Lawyer Renato Bermejo, LRA administrator, said that the Land Titling Computerization Project was also in line with President Rodrigo Duterte’s ease of doing business program.
“This is also to improve the delivery of services of LRA and contribute to ease in doing business (program of the government),” Bermejo said.
Bermejo pointed out that the computerization process has three major stages — the manual scanning, encoding and the surrender of old titles.
So far, Bermejo said that 16 million titles have already been scanned manually.
“There were over 16 million titles scanned already. They transmitted the scanned titles to the central database of the LRA,” he explained.
“Please note that titles are not one-pager documents. If you are to visualize the task, 16 million titles multiplied by 2, 3, or 5 pages — we need to encode over 32 million pages,” Bermejo added.
After completing the two stages — scanning and encoding, Bermejo said that the LRA faces the biggest challenge of convincing title holders to surrender their documents in exchange to the electronic titles.
“The participation of a registered landowner is to return the title in his position. We will replace this with an electronic title,” said Bermejo.
“We are practically on the third stage which is to convince the transacting public to return their title for upgrading to electronic title,” he added.
The LRA administrator admitted that the third phase is the most difficult stage.

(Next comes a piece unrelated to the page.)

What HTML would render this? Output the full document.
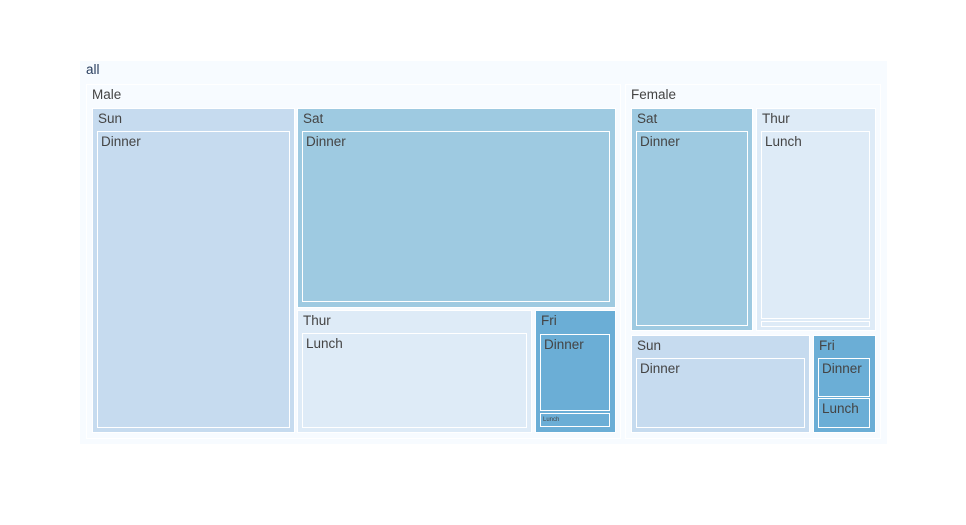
<!DOCTYPE html>
<html><head><meta charset="utf-8"><style>
body{margin:0;width:966px;height:525px;background:#fff;position:relative;overflow:hidden;font-family:"Liberation Sans","DejaVu Sans",sans-serif;}
.b{position:absolute;box-sizing:border-box;border:1px solid #fff;color:#444;font-size:13.5px;}
.b span{position:absolute;left:5px;top:2px;line-height:16px;white-space:nowrap;}
.c0{background:#f7fbff}.sun{background:#c6dbef}.sat{background:#9ecae1}.thu{background:#deebf7}.fri{background:#6baed6}
</style></head><body>
<div class="b c0" style="left:80px;top:61px;width:807px;height:383px;border-color:#f7fbff"><span style="color:#2a3f5f;top:0px">all</span></div>
<div class="b c0" style="left:86px;top:84px;width:535px;height:355px"><span>Male</span></div>
<div class="b c0" style="left:625px;top:84px;width:256px;height:355px"><span>Female</span></div>

<div class="b sun" style="left:92px;top:108px;width:203px;height:325px"><span>Sun</span></div>
<div class="b sun" style="left:97px;top:131px;width:193px;height:297px"><span style="left:3px">Dinner</span></div>

<div class="b sat" style="left:297px;top:108px;width:319px;height:200px"><span>Sat</span></div>
<div class="b sat" style="left:302px;top:131px;width:308px;height:171px"><span style="left:3px">Dinner</span></div>

<div class="b thu" style="left:297px;top:310px;width:235px;height:123px"><span>Thur</span></div>
<div class="b thu" style="left:302px;top:333px;width:225px;height:95px"><span style="left:3px">Lunch</span></div>

<div class="b fri" style="left:535px;top:310px;width:81px;height:123px"><span>Fri</span></div>
<div class="b fri" style="left:540px;top:334px;width:70px;height:77px"><span style="left:3px">Dinner</span></div>
<div class="b fri" style="left:540px;top:413px;width:70px;height:14px;font-size:6px"><span style="left:2px;top:1px;line-height:10px">Lunch</span></div>

<div class="b sat" style="left:631px;top:108px;width:122px;height:223px"><span>Sat</span></div>
<div class="b sat" style="left:636px;top:131px;width:112px;height:195px"><span style="left:3px">Dinner</span></div>

<div class="b thu" style="left:756px;top:108px;width:120px;height:223px"><span>Thur</span></div>
<div class="b thu" style="left:761px;top:131px;width:109px;height:188px"><span style="left:3px">Lunch</span></div>
<div class="b thu" style="left:761px;top:321px;width:109px;height:6px;font-size:3px"></div>

<div class="b sun" style="left:631px;top:335px;width:179px;height:98px"><span>Sun</span></div>
<div class="b sun" style="left:636px;top:358px;width:169px;height:70px"><span style="left:3px">Dinner</span></div>

<div class="b fri" style="left:813px;top:335px;width:63px;height:98px"><span>Fri</span></div>
<div class="b fri" style="left:818px;top:358px;width:52px;height:39px"><span style="left:3px">Dinner</span></div>
<div class="b fri" style="left:818px;top:398px;width:52px;height:30px"><span style="left:3px">Lunch</span></div>
</body></html>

“This is actually very difficult, it takes time. As of this present, after our roadshows and advertisements, 28.54 percent or 4.7 million titles already surrendered. We already upgraded their titles to electronic title,” said Bermejo, adding “we still have 71.46 percent or 11.9 million titles in a paper title status.”
Bermejo acknowledged that the lack of trust in the computerization project and the “sentimental value” of the old titles to the holders hamper the LRA efforts.
“The bigger factor is a lack of trust,” the LRA administrator said.